Out with the old, in with the new…sounds simple and harmless until you're dealing with an actual person. As a symbol of the old, the past, Boori Ma's presence has to be obliterated for the residents to see themselves as moving forward with progress.

But the next Sunday it snowed, so much so that Dev couldn't tell his wife he was going running along the Charles. The Sunday after that, the snow had melted, but Miranda made plans to go to the movies with Laxmi, and when she told Dev this over the phone, he didn't ask her to cancel them. The third Sunday she got up early and went out for a walk. (S 190)

This is how the past is made…Sunday by passing Sunday. It's a good thing time moves on. Some memories aren't meant to be held onto.

"My sister has had a baby girl. By the time I see her, depending if Mr. Sen gets his tenure, she will be three years old. Her own aunt will be a stranger. If we sit side by side on a train she will not know my face." (MS 54)

Mrs. Sen can't help projecting what the future will become: a past full of regret and lack of family connection.

They had met only four months before. Her parents, who lived in California, and his, who still lived in Calcutta, were old friends, and across continents they had arranged the occasion at which Twinkle and Sanjeev were introduced—a sixteenth birthday party for a daughter in their circle—when Sanjeev was in Palo Alto on business. At the restaurant they were seated side by side at a round table with a revolving platter of spareribs and egg rolls and chicken wings, which, they concurred, all tasted the same.
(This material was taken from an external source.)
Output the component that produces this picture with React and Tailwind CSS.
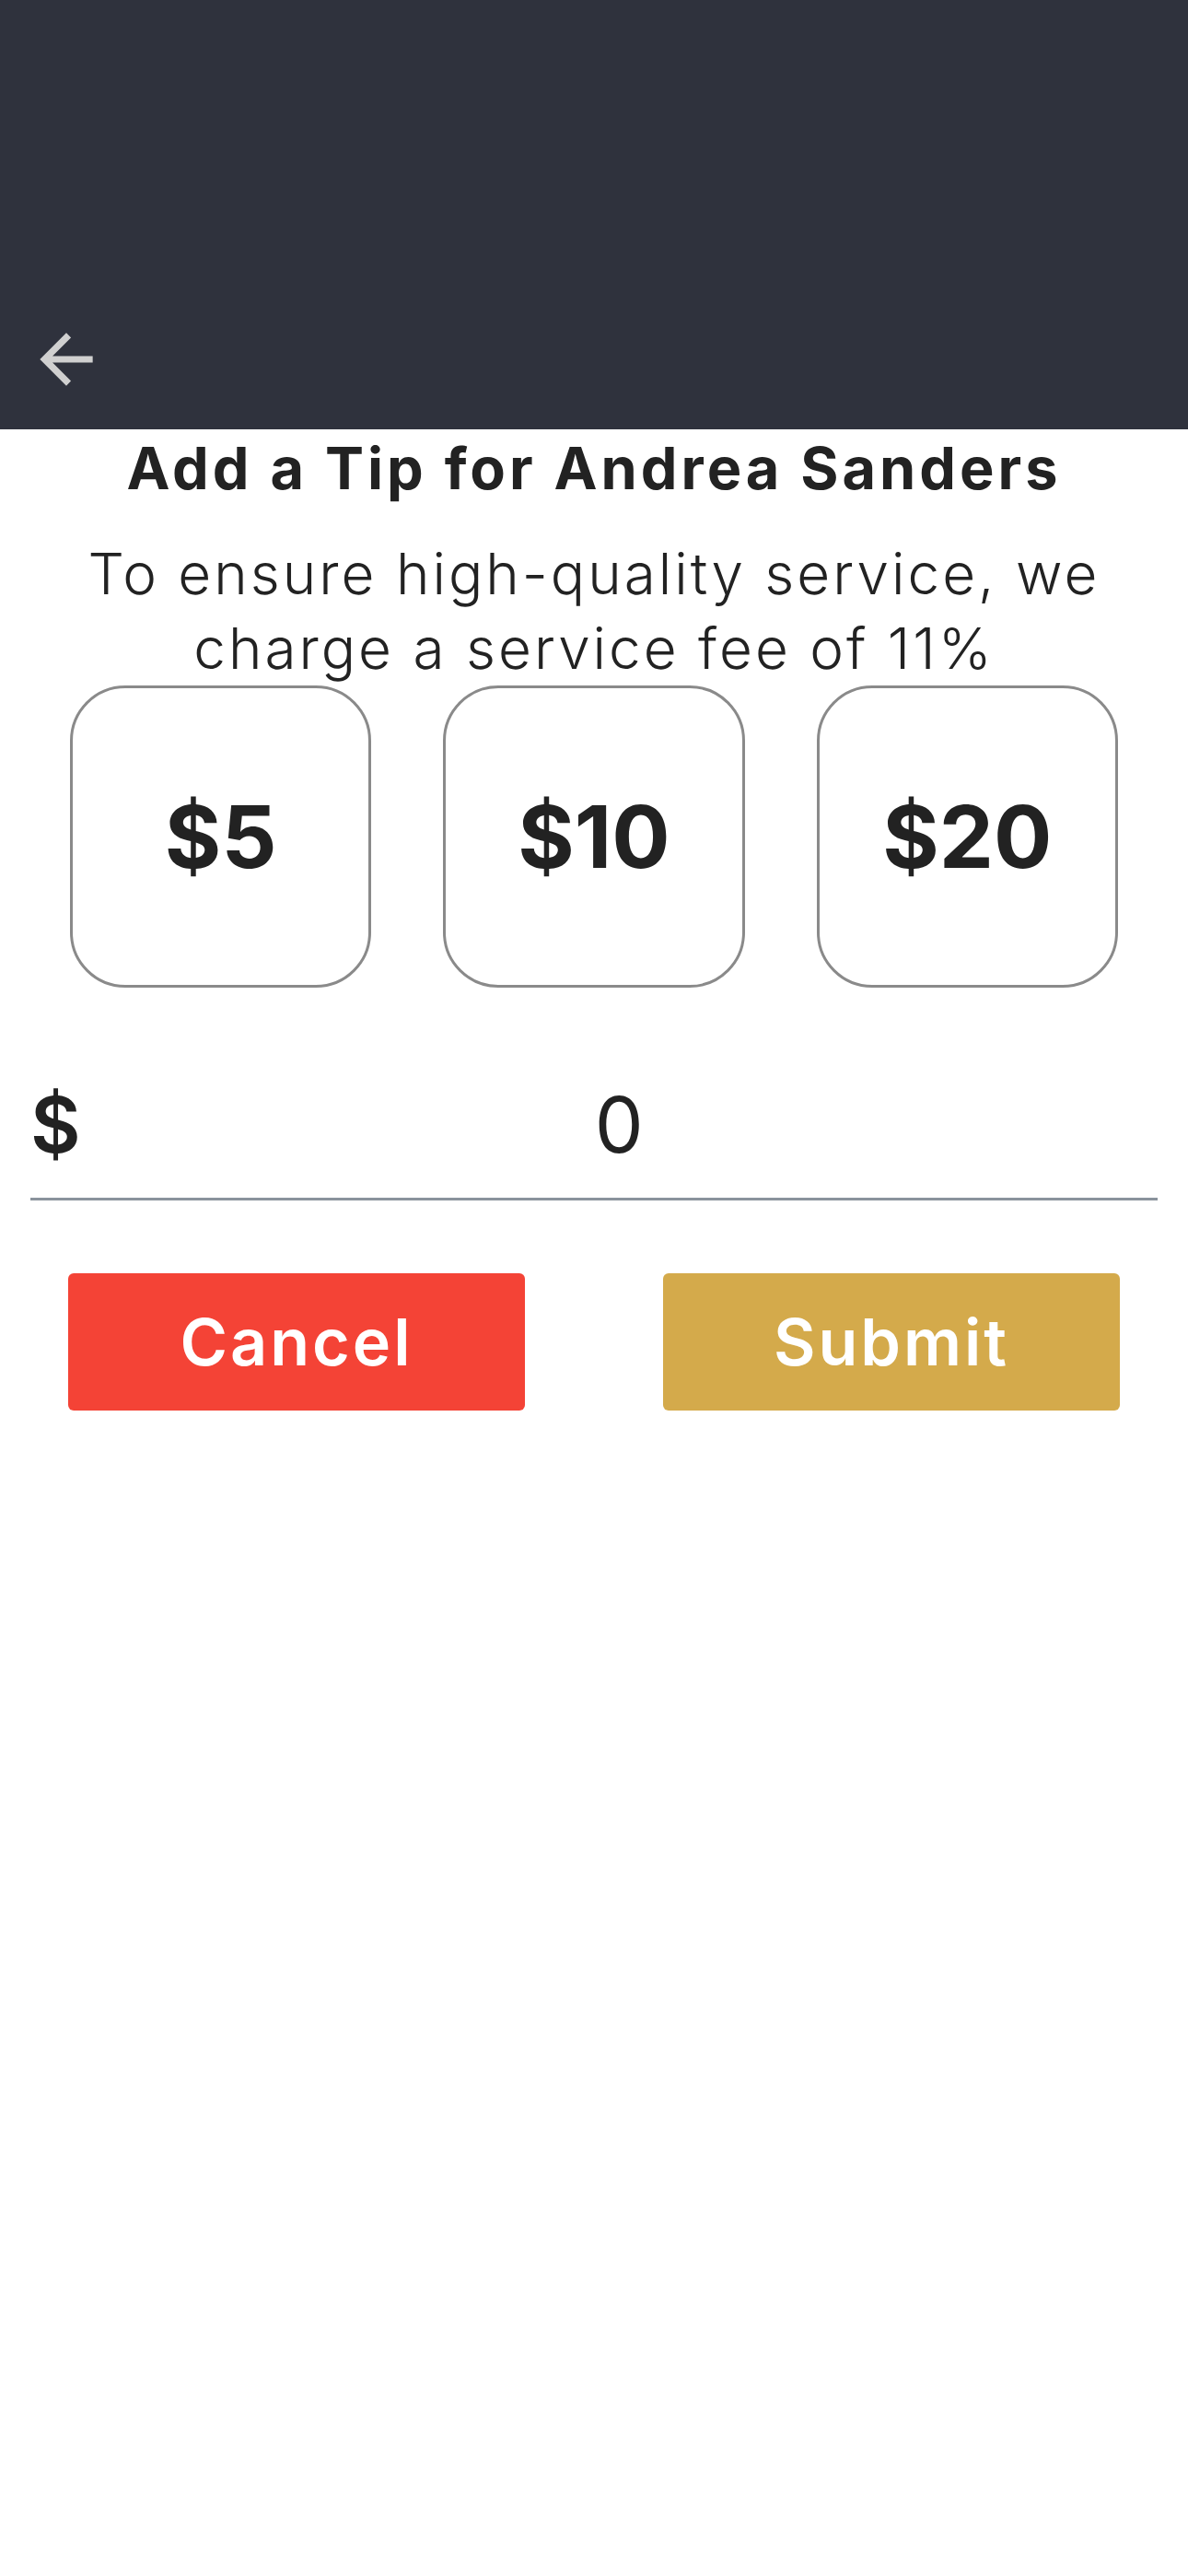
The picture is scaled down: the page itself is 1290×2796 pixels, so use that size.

They had concurred too on their adolescent but still persistent fondness for Wodehouse novels, and their dislike for the sitar, and later Twinkle confessed that she was charmed by the way Sanjeev had dutifully refilled her teacup during their conversation. (TBH 36)

Sanjeev already sounds nostalgic for the past, like he and Twinkle have been married for years. Note: if you feel like getting married to the person you just met, wait a little longer. It might save you from being like Sanjeev: wishing for a do-over.

Things had not been so bad for Bibi before her father died. (The mother had not survived beyond the birth of the girl.) In his final years, the old man, a teacher of mathematics in our elementary schools, had kept assiduous track of Bibi's illness in hopes of determining some logic to her condition. "To every problem there is a solution," he would reply whenever we inquired after his progress. He reassured Bibi. For a time he reassured us all. (TBH 19)

Bibi was once loved. The community remembers this. Does Bibi?

Whenever we make that drive, I always make it a point to take Massachusetts Avenue, in spite of the traffic. I barely recognize the buildings now, but each time I am there I return instantly to those six weeks as if they were only the other day, and I slow down and point to Mrs. Croft's street, saying to my son, here was my first home in America, where I lived with a woman who was 103. "Remember?" Mala says, and smiles, amazed, as I am, that there was ever a time that we were strangers. My son always expresses his astonishment, not at Mrs. Croft's age, but at how little I paid in rent, a fact nearly as inconceivable to him as a flag on the moon to a woman born in 1866. (TFC 151)

This is a rare passage in the book where a character looks back with warm and happy memories of a past time, uncomplicated by trauma or regret. Is this related to the narrator's age at this point in the story? Do we see the past differently in middle age?